ViaBTC then extended the AntPool branch with block 941882, while Foundry simultaneously built an alternative version of the same block on its own chain.

Foundry ultimately mined seven consecutive blocks on its branch, making it the heaviest chain by cumulative proof of work.

As a result, the blocks mined by AntPool and ViaBTC became stale — valid blocks that fell outside Bitcoin’s canonical ledger, meaning those miners received no rewards for them.

Pool size and hashrate

Foundry’s dominance in network hashrate likely influenced the outcome.

Foundry USA Pool controls roughly 32.2% of Bitcoin’s hashrate, compared with 15.7% for AntPool and 7.2% for ViaBTC.

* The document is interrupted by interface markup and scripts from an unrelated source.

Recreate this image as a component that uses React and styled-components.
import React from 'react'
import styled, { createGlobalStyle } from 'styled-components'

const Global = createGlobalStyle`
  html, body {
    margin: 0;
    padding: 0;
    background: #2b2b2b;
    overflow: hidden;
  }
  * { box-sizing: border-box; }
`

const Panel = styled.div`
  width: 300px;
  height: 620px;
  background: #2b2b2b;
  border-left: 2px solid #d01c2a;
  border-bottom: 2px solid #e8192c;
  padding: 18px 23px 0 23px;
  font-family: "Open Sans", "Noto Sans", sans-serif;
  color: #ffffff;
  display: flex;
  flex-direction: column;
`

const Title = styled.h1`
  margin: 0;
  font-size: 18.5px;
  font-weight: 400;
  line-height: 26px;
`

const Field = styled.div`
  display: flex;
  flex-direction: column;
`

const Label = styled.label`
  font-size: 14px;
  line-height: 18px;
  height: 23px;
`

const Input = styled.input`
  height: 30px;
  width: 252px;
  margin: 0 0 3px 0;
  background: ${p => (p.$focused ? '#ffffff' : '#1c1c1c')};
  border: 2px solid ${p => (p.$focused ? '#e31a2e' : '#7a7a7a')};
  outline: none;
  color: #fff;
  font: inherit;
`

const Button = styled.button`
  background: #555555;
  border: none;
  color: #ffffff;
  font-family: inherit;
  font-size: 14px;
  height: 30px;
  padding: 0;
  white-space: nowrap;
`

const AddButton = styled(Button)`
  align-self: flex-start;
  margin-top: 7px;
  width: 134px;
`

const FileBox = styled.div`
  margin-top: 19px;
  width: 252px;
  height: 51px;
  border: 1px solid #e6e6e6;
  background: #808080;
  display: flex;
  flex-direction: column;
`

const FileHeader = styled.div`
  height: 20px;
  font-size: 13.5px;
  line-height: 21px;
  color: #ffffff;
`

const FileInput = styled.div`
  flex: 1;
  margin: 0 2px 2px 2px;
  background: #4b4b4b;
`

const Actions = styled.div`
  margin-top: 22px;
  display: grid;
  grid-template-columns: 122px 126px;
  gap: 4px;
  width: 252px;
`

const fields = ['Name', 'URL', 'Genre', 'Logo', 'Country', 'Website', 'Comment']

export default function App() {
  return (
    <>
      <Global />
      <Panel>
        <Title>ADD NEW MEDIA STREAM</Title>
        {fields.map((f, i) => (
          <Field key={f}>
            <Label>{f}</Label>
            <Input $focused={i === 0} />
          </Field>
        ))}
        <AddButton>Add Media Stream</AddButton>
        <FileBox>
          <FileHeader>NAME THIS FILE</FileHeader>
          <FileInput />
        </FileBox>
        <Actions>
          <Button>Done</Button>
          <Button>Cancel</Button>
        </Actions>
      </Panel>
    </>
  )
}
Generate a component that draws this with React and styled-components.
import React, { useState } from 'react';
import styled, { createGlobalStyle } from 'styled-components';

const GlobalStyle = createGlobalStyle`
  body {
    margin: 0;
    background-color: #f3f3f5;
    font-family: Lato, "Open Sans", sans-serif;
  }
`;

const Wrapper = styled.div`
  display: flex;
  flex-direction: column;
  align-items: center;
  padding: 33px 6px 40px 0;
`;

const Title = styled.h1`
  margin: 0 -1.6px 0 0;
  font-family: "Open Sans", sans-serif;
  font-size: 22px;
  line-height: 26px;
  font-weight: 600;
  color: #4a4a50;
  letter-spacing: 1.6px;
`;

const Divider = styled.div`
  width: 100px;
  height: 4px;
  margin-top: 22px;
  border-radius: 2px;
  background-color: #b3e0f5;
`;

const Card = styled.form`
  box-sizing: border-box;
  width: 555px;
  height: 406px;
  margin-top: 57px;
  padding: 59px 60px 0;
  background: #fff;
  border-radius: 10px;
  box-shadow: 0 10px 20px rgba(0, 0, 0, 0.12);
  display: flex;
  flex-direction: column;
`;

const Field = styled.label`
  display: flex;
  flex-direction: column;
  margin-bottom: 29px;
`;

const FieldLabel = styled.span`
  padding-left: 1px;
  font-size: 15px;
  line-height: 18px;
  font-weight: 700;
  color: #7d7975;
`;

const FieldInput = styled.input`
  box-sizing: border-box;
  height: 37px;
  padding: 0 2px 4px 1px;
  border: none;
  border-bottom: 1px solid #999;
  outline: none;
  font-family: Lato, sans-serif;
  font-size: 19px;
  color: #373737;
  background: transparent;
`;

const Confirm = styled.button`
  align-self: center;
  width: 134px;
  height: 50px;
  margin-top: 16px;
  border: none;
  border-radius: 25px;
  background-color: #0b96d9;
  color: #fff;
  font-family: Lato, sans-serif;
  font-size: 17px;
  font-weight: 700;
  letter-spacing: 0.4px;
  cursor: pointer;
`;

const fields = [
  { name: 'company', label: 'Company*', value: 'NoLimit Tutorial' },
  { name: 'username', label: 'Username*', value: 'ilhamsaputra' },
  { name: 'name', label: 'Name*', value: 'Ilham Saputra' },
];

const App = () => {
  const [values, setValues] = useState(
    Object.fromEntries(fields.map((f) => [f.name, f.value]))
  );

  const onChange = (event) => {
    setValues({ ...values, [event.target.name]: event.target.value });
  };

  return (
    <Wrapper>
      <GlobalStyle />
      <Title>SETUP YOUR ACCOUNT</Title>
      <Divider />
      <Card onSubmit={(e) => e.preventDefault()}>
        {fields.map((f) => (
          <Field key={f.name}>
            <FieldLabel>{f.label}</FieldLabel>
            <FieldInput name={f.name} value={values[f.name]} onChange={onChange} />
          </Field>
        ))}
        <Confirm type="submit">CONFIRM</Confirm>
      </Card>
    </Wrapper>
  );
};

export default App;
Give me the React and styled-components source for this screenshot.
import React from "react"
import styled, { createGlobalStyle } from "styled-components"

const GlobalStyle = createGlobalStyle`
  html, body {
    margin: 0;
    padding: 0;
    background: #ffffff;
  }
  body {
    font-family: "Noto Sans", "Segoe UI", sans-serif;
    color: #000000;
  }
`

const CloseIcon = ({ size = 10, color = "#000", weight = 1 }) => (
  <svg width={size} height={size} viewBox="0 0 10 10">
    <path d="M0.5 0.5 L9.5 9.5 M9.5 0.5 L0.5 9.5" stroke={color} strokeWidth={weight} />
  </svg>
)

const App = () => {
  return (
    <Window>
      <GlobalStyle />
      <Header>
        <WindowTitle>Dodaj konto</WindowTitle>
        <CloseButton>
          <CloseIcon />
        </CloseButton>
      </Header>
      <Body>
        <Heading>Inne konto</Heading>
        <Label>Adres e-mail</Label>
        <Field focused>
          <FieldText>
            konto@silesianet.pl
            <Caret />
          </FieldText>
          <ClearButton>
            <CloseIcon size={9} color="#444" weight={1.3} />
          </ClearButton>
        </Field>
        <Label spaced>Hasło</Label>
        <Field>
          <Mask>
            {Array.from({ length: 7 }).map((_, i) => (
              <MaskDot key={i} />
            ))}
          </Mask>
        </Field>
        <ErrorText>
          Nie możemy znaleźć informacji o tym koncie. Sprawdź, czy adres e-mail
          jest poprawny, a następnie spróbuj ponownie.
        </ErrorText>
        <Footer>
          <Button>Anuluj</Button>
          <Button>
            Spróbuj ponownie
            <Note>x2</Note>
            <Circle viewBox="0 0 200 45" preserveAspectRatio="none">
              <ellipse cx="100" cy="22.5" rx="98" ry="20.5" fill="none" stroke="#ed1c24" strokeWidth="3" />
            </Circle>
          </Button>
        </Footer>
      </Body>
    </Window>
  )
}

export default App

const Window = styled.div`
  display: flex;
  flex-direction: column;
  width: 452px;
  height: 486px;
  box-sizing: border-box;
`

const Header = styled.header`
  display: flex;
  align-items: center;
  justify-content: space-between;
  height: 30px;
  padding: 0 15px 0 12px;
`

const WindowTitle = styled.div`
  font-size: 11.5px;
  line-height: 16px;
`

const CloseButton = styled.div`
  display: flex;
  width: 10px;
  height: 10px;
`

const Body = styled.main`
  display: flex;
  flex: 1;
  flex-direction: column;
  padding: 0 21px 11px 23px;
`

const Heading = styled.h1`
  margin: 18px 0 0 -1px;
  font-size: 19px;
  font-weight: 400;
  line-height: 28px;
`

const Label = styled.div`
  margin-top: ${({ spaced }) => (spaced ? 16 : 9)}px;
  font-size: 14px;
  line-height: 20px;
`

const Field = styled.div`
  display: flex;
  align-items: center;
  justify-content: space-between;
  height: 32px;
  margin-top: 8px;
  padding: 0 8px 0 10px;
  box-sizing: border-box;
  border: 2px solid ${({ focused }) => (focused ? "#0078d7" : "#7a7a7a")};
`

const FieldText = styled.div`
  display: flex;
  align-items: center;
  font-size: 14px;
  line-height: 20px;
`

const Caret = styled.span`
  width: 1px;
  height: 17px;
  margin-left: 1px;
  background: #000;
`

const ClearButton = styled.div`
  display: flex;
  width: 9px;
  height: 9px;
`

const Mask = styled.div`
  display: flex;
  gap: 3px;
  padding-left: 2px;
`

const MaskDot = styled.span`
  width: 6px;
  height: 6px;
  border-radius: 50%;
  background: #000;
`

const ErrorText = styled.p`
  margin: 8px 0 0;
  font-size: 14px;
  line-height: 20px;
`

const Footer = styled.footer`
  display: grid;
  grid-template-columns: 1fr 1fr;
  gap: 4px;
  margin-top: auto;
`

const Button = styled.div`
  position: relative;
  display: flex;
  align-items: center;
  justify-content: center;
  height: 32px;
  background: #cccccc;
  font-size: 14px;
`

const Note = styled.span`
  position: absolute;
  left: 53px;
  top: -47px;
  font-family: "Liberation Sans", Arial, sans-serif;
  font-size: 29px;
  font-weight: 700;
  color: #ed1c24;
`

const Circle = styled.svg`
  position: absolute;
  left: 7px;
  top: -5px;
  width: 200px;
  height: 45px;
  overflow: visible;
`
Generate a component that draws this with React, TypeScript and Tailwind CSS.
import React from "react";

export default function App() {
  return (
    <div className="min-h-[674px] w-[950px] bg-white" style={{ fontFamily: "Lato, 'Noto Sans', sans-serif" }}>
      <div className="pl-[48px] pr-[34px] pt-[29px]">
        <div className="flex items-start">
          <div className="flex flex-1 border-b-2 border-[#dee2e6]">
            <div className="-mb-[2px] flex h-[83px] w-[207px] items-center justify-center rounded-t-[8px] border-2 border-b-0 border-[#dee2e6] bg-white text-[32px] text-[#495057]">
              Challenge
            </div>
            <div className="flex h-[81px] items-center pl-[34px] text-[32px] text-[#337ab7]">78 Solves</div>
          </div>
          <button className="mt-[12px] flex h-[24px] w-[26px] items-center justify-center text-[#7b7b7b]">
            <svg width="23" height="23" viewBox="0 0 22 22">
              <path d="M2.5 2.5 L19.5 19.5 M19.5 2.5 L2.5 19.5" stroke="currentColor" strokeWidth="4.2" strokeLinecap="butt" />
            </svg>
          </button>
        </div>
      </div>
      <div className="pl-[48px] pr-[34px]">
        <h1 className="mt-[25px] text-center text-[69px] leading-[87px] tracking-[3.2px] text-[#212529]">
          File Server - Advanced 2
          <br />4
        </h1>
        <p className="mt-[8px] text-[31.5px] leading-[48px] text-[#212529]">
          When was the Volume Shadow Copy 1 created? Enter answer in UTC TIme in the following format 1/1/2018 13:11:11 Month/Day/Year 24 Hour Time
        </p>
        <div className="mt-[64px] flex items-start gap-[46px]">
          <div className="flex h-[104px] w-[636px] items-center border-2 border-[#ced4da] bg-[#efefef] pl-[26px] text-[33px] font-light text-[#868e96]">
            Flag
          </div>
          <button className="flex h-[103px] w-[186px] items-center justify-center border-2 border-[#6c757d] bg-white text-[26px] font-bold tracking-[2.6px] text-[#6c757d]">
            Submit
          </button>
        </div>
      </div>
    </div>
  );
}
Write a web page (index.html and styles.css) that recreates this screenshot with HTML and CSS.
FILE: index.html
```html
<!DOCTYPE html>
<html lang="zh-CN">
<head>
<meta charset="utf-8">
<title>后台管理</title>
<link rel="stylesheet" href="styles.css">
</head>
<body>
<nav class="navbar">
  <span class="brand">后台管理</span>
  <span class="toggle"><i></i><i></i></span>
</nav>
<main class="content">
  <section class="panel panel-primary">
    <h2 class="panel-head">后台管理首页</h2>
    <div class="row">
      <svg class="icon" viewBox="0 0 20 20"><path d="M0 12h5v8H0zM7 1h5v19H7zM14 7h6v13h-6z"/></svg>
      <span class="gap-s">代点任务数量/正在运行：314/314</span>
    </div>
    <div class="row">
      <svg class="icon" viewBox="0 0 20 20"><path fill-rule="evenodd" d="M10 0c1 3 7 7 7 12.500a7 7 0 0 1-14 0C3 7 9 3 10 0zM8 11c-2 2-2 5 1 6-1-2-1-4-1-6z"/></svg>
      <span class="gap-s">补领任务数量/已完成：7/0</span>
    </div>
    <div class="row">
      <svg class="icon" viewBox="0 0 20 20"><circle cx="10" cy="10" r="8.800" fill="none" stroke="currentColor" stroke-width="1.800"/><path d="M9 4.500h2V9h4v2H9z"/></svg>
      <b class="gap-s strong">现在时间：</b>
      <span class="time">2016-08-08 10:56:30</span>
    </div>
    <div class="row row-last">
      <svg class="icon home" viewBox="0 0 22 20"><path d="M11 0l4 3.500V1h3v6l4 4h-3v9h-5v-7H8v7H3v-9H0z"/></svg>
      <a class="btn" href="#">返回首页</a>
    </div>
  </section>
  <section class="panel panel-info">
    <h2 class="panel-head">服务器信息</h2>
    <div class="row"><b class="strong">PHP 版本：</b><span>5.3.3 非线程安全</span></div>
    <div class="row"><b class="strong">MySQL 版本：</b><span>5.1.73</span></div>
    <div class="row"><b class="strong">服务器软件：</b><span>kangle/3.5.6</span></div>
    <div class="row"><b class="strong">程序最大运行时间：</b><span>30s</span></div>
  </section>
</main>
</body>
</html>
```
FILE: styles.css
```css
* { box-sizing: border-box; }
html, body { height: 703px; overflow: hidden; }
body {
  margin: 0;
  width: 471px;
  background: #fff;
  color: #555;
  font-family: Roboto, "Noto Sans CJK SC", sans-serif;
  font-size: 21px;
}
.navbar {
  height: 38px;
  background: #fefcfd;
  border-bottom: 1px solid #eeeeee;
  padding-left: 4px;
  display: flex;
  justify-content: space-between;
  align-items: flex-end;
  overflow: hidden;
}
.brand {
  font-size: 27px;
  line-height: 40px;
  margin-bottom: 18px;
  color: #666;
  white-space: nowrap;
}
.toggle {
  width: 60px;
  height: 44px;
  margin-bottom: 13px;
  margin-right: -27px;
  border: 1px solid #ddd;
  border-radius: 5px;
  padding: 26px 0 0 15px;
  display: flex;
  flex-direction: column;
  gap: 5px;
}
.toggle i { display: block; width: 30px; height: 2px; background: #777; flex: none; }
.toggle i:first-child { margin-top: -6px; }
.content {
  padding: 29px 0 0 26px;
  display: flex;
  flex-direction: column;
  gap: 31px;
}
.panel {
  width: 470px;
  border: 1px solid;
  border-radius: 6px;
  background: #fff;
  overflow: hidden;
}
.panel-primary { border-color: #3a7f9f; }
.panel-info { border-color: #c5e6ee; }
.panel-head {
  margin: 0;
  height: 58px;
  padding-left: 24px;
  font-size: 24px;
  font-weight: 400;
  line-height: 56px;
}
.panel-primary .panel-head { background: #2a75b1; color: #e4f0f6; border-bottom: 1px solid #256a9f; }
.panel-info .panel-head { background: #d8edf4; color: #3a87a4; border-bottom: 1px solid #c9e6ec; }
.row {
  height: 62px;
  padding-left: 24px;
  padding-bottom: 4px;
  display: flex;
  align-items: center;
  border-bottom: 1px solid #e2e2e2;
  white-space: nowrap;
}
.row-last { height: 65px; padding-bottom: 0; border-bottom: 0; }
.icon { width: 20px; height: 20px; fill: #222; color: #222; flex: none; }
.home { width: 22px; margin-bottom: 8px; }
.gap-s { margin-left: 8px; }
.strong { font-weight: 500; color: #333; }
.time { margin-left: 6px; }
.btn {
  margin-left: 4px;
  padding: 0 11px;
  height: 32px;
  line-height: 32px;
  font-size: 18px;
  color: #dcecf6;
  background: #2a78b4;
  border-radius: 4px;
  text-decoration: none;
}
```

Bitcoin developer “b10c” noted that a pool’s chance of finding the next block is proportional to its share of total hashrate, meaning larger pools have a natural statistical edge during short-lived forks.

What happened to the displaced transactions

Transactions included in the stale blocks were not lost.

They either already existed in the winning chain or returned to the mempool for possible inclusion in later blocks.

The episode reflects Bitcoin’s consensus rules operating as designed — nodes reorganized to the heavier chain, restoring a single canonical history.

While single-block reorganizations occur occasionally, a two-block event is less common but still a known outcome of near-simultaneous block discovery and ordinary network propagation.